Creating Technology for Social Change

Shy Bloggers

By Jack Driscoll

Either a lot of bloggers are modest or their software templates are doing them a disservice.

Like a lot of surfers, I have favorite blogs that I read regularly, but I also look at few most days using that mysterious approach known as random selection.

I’m moving fast, as is our wont on the web. And a high percentage of the time I’m unable or hard-pressed to find out who the author is.

The good bloggers know better. One of the best, Jason Kottke, has the following hyperlinked top-of-the-page blurb:

“kottke.org is a weblog about the liberal arts 2.0 edited by Jason Kottke since March 1998. You can read about me and kottke.org here.”

He always lists his individual and group blog favorites, several of which use the pronouns “I” and “We”. Who are I and We? Some of them never tell you, or they tie you up for several looooong minutes trying to find out.

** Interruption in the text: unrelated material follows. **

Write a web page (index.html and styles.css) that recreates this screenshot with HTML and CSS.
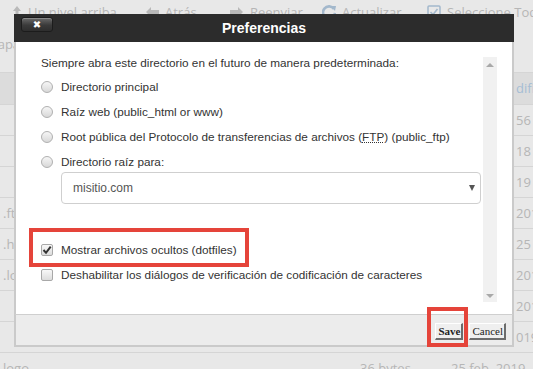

Recently I read a blog that referenced our esteemed leader, Ellen Hume, executive director of C4FCM. The first paragraph read:

“I ran across a blog post this morning that got me thinking about when you should trust a blog you’re not familiar with.”

That got my attention adequately. The title of the blog was News Notes. The URL was http://www.blogsmonroe.com/editors/2008/10/blogs-and-politics-a-scary-mix/. But there was no person’s name on the blog.

So I checked out www.blogsmonroe.com where I learned that News Notes came from a Monroe County blog community. Trouble is, several states have counties called Monroe. Hard pressed, I had to fish around to guess it was from Michigan.

In the long list of blogs was one called News Notes, which I clicked on to (luckily) find the same article with the byline Dan Shaw. So it would seem Dan Shaw was not at fault for using several first-person pronouns in a blog that made its way onto the web with no byline. While I have not made an exhaustive study, I mostly find these “anonymous” blogs on sites using WordPress.

One final example: I came across a blog that started in September called “Rye Reflections.” It caught my attention, because I am part of an online community publication called “Rye Reflections” at www.ryereflections.org.

This blog is a little different. At the end of each item is a line saying, “Posted by Jason Thompson”. In the upper right corner is photo of him, although it is cropped such that you can only see from the middle of his nose up.

Alas, however, not far from the photo are 3 lines:

About Me

Jason Thompson

View my complete profile

The last line is hyperlinked, so I, of course, clicked on it. It brought me to a blogger.com page that showed the following:

Jason Thompson

My Blogs

rye reflections

That last line also was hyperlinked and brought me back to his blog.

I rest my case.

(Lest you wonder: Jack Driscoll formerly was The Editor of the Boston Globe, has been active in citizen journalism for 15 years and serves on the Advisory Board of C4FCM. His webpage is at web.media.mit.edu/~driscoll/).